Here, we argue that it is a misconception that languages generally become more arbitrary over time. Although many words and signs certainly do become less iconic, all evidence suggests that languages do not. Iconicity is prevalent across all known languages, signed and spoken. In spite of Frishberg’s (1975) observation that iconic signs tend to become more arbitrary, relatively mature signed languages continue to feature a high proportion of iconic signs (e.g., Pietrandrea, 2002). Even English, the study of which Murgiano et al. blame for the historical over-emphasis on arbitrariness in linguistics, features iconicity throughout its vocabulary (Winter & Perlman, 2021). Such findings imply that iconicity is a stable property of these linguistic systems, and not just a characteristic of situated communication contexts. Understanding how and why this is so is critical to building a complete real-world theory of language – particularly one that bridges the situated context of language use with language as an evolving symbolic system.

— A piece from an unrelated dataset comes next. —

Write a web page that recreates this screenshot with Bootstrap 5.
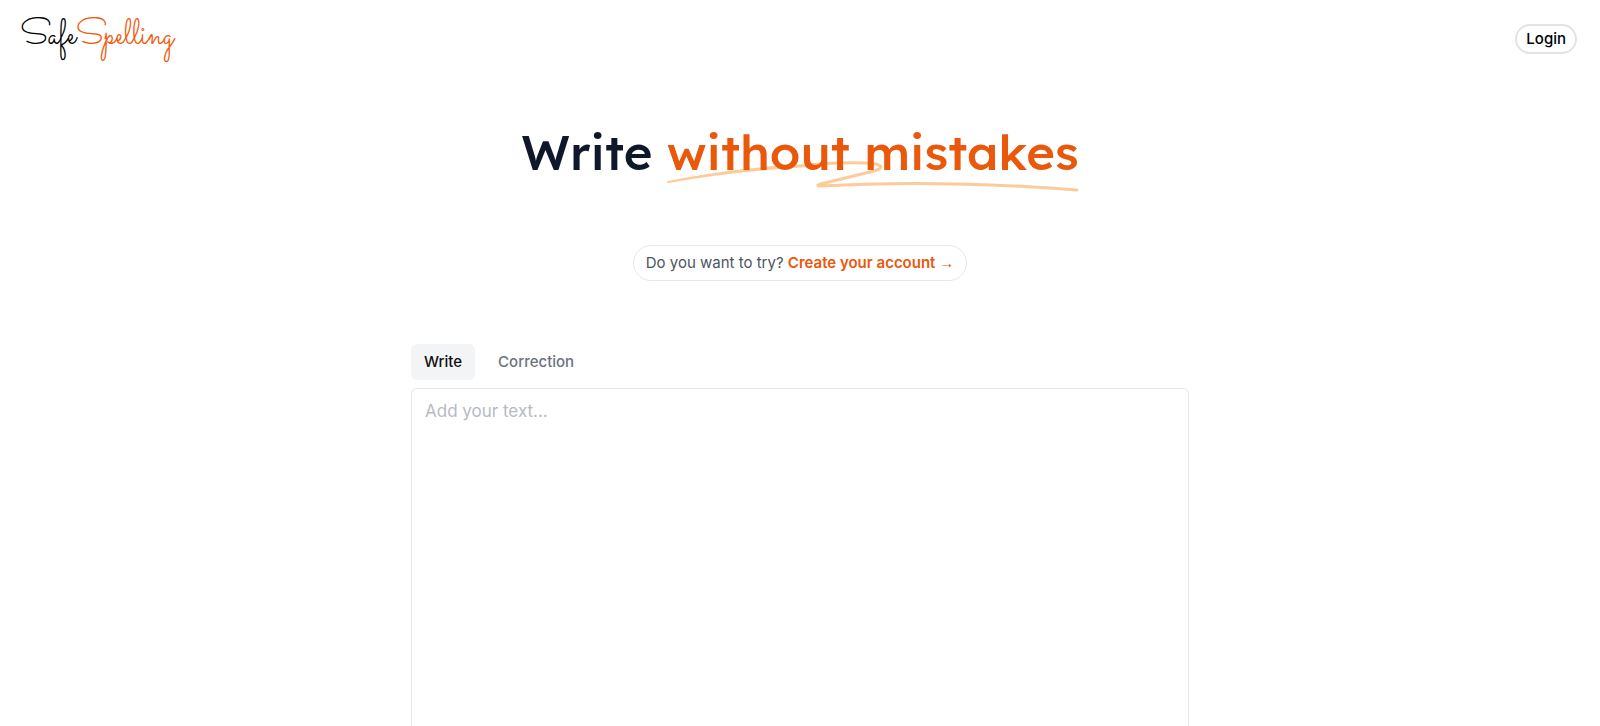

As further evidence for the hypothesis that languages become less iconic over time, Murgiano et al. also cite experiments with Pictionary-style communication games in which drawings of referents such as Clint Eastwood, cartoon, and school bus became less iconic over multiple rounds (Garrod et al., 2007; Theisen et al., 2010). However, in other experiments using different modalities to communicate about different kinds of referents, iconicity has been found to increase and stabilize over repeated interactions (Little et al., 2017; Erban Johansson et al., 2021). For example, in one study, participants played a 10-round game of charades using non-linguistic vocalizations to express meanings like rough, slow, and big (Perlman, Dale, et al., 2015). Iconicity was later assessed by testing whether naïve listeners were able to infer the meanings of these vocalizations. The results showed that vocalizations produced toward the middle and end of the game were more iconic than those produced at the beginning. Thus, the vocalizations first became more iconic and then remained that way, even as they exhibited qualities associated with conventionalization, such as becoming briefer in duration, more stable in form, and more formally contrastive with other vocalizations in the system. Communication games therefore do not show an inexorable march towards arbitrariness. Rather, the level of iconicity in a system may stabilize depending on factors such as the modality and semantics of the communicative task. Importantly, in no case to our knowledge has a study shown that iconicity goes away entirely.
The fact that iconicity is a stable property of languages raises the question of how face-to-face interaction drives this stability. One potential explanation is what Flaksman (2017) calls the iconic treadmill, a unidirectional cycle in which new iconic words are coined, lose their iconicity over time, and are then replaced with new iconic coinages. Thus, at the level of interaction, language users would maintain iconicity in the linguistic system primarily by inventing new iconic words or signs – ad-hoc vocalizations or gestures that undergo conventionalization – when one is needed to fill a semantic gap. Yet, while this process may be part of the story, it falls short of integrating iconicity at the system level with the abundance of iconicity featured in situated face-to-face communication, such as the iconic prosody regularly used in speech and sign.
Murgiano et al. note that, in signed languages, iconicity can be “frozen” in lexical signs and then elaborated during language use – an online process that opposes “the system-wide diachronic tendency for forms to become less iconic”. Perhaps similarly, iconic prosody is commonly used to enhance the expressivity of speech (Dingemanse et al., 2016; Perlman, Clark, et al., 2015; Shintel et al., 2006). However, little is known about whether and how iconic prosody in spoken language may grow out of latent iconic features of spoken words, and whether such iconic elaboration may create new, distinct variants or otherwise drive words to become more iconic over time (e.g., the derivation of teeny from tiny by accentuating the high frequency segment of the diphthong /aɪ/). Thus, there is potential for this process – the activation of frozen iconicity in situated language use that drives words and signs to become more iconic at the system level – to be more common than realized. To the extent that this process happens on a regular basis, it poses a bidirectional account of the balance between iconicity and arbitrariness in linguistic systems.
In conclusion, we emphasize the need to investigate the interface between iconicity in multimodal, face-to-face interaction and the iconic resources of the linguistic system. We believe the points we have made here are largely consistent with the framework advanced by Murgiano et al., and indeed, our perspective has been greatly influenced by the research of the authors and their colleagues. Our goal has been to make explicit certain assumptions and alternative hypotheses about iconicity in languages and how they evolve. In doing so, we hope to have highlighted a key aspect of the situated language framework put forward by Murgiano et al.
Competing Interests
The authors have no competing interests to declare.